>> start DATA BLOCK

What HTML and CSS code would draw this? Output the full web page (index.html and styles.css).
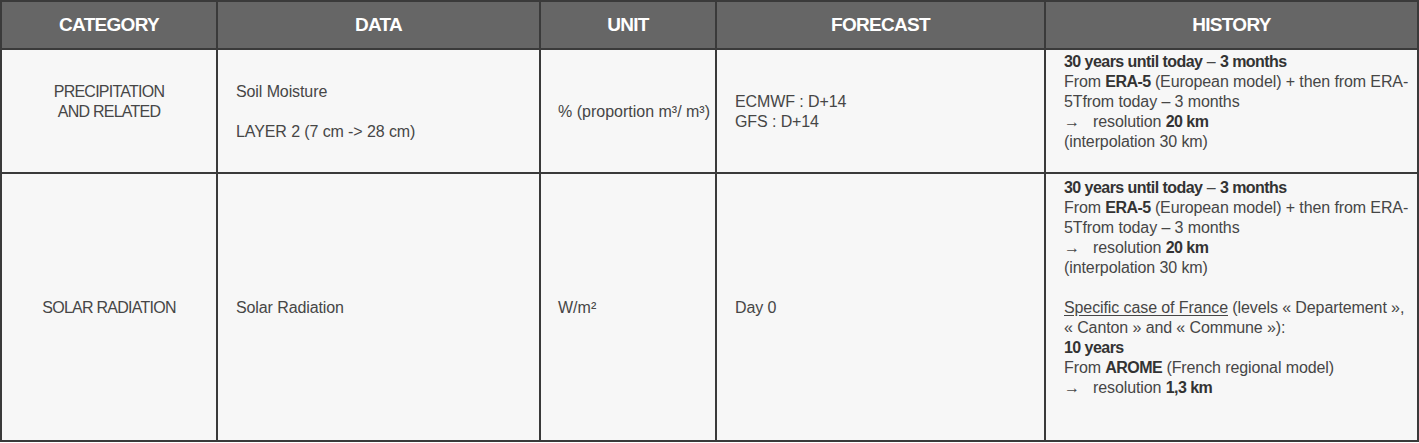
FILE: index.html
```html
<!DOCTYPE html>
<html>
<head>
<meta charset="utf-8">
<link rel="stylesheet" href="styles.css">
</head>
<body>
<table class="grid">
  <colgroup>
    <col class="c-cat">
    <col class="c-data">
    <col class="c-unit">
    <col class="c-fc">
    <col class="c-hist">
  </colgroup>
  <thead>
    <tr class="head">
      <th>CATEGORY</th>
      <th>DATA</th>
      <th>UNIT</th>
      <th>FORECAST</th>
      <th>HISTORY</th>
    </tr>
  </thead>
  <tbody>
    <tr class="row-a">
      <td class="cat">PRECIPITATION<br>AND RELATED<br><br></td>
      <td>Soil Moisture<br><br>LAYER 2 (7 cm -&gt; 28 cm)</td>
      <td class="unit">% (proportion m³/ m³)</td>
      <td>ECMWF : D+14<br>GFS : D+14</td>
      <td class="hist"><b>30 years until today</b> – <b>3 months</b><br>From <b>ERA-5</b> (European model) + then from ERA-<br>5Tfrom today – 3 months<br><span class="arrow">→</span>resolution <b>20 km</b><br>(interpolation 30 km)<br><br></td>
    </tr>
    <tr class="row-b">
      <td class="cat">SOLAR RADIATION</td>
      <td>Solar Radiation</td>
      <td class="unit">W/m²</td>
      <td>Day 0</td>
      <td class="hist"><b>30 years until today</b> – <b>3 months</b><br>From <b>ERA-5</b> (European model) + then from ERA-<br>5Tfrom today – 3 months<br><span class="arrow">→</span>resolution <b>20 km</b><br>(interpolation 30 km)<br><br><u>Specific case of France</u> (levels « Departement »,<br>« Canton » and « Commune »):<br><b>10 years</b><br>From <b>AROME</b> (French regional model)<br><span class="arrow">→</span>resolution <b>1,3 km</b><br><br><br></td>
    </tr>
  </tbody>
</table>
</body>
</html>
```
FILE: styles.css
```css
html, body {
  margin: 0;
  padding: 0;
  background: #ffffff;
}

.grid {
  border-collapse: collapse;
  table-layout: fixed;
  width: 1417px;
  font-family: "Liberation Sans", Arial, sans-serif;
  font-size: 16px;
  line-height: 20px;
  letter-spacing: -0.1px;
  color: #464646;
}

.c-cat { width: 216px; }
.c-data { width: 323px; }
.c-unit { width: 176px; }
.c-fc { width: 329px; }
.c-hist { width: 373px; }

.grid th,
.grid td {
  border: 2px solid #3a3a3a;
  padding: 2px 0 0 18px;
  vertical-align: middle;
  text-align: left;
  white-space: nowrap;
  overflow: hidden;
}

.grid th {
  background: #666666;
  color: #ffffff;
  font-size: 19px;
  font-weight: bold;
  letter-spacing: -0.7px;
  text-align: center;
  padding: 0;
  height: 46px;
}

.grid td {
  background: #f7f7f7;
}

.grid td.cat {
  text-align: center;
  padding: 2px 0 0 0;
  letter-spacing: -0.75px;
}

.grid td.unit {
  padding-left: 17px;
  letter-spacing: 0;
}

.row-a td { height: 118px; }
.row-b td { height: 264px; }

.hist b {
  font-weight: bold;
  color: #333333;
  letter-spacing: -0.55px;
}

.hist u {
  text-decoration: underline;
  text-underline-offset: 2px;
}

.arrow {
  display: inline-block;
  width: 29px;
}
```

>> end DATA BLOCK

• _STATED TASK_
Write out again every line above exactly as given; the pictures do not belong in the copy.

• _WRITTEN RESPONSE_
What HTML and CSS code would draw this? Output the full web page (index.html and styles.css).
FILE: index.html
```html
<!DOCTYPE html>
<html>
<head>
<meta charset="utf-8">
<link rel="stylesheet" href="styles.css">
</head>
<body>
<table class="grid">
  <colgroup>
    <col class="c-cat">
    <col class="c-data">
    <col class="c-unit">
    <col class="c-fc">
    <col class="c-hist">
  </colgroup>
  <thead>
    <tr class="head">
      <th>CATEGORY</th>
      <th>DATA</th>
      <th>UNIT</th>
      <th>FORECAST</th>
      <th>HISTORY</th>
    </tr>
  </thead>
  <tbody>
    <tr class="row-a">
      <td class="cat">PRECIPITATION<br>AND RELATED<br><br></td>
      <td>Soil Moisture<br><br>LAYER 2 (7 cm -&gt; 28 cm)</td>
      <td class="unit">% (proportion m³/ m³)</td>
      <td>ECMWF : D+14<br>GFS : D+14</td>
      <td class="hist"><b>30 years until today</b> – <b>3 months</b><br>From <b>ERA-5</b> (European model) + then from ERA-<br>5Tfrom today – 3 months<br><span class="arrow">→</span>resolution <b>20 km</b><br>(interpolation 30 km)<br><br></td>
    </tr>
    <tr class="row-b">
      <td class="cat">SOLAR RADIATION</td>
      <td>Solar Radiation</td>
      <td class="unit">W/m²</td>
      <td>Day 0</td>
      <td class="hist"><b>30 years until today</b> – <b>3 months</b><br>From <b>ERA-5</b> (European model) + then from ERA-<br>5Tfrom today – 3 months<br><span class="arrow">→</span>resolution <b>20 km</b><br>(interpolation 30 km)<br><br><u>Specific case of France</u> (levels « Departement »,<br>« Canton » and « Commune »):<br><b>10 years</b><br>From <b>AROME</b> (French regional model)<br><span class="arrow">→</span>resolution <b>1,3 km</b><br><br><br></td>
    </tr>
  </tbody>
</table>
</body>
</html>
```
FILE: styles.css
```css
html, body {
  margin: 0;
  padding: 0;
  background: #ffffff;
}

.grid {
  border-collapse: collapse;
  table-layout: fixed;
  width: 1417px;
  font-family: "Liberation Sans", Arial, sans-serif;
  font-size: 16px;
  line-height: 20px;
  letter-spacing: -0.1px;
  color: #464646;
}

.c-cat { width: 216px; }
.c-data { width: 323px; }
.c-unit { width: 176px; }
.c-fc { width: 329px; }
.c-hist { width: 373px; }

.grid th,
.grid td {
  border: 2px solid #3a3a3a;
  padding: 2px 0 0 18px;
  vertical-align: middle;
  text-align: left;
  white-space: nowrap;
  overflow: hidden;
}

.grid th {
  background: #666666;
  color: #ffffff;
  font-size: 19px;
  font-weight: bold;
  letter-spacing: -0.7px;
  text-align: center;
  padding: 0;
  height: 46px;
}

.grid td {
  background: #f7f7f7;
}

.grid td.cat {
  text-align: center;
  padding: 2px 0 0 0;
  letter-spacing: -0.75px;
}

.grid td.unit {
  padding-left: 17px;
  letter-spacing: 0;
}

.row-a td { height: 118px; }
.row-b td { height: 264px; }

.hist b {
  font-weight: bold;
  color: #333333;
  letter-spacing: -0.55px;
}

.hist u {
  text-decoration: underline;
  text-underline-offset: 2px;
}

.arrow {
  display: inline-block;
  width: 29px;
}
```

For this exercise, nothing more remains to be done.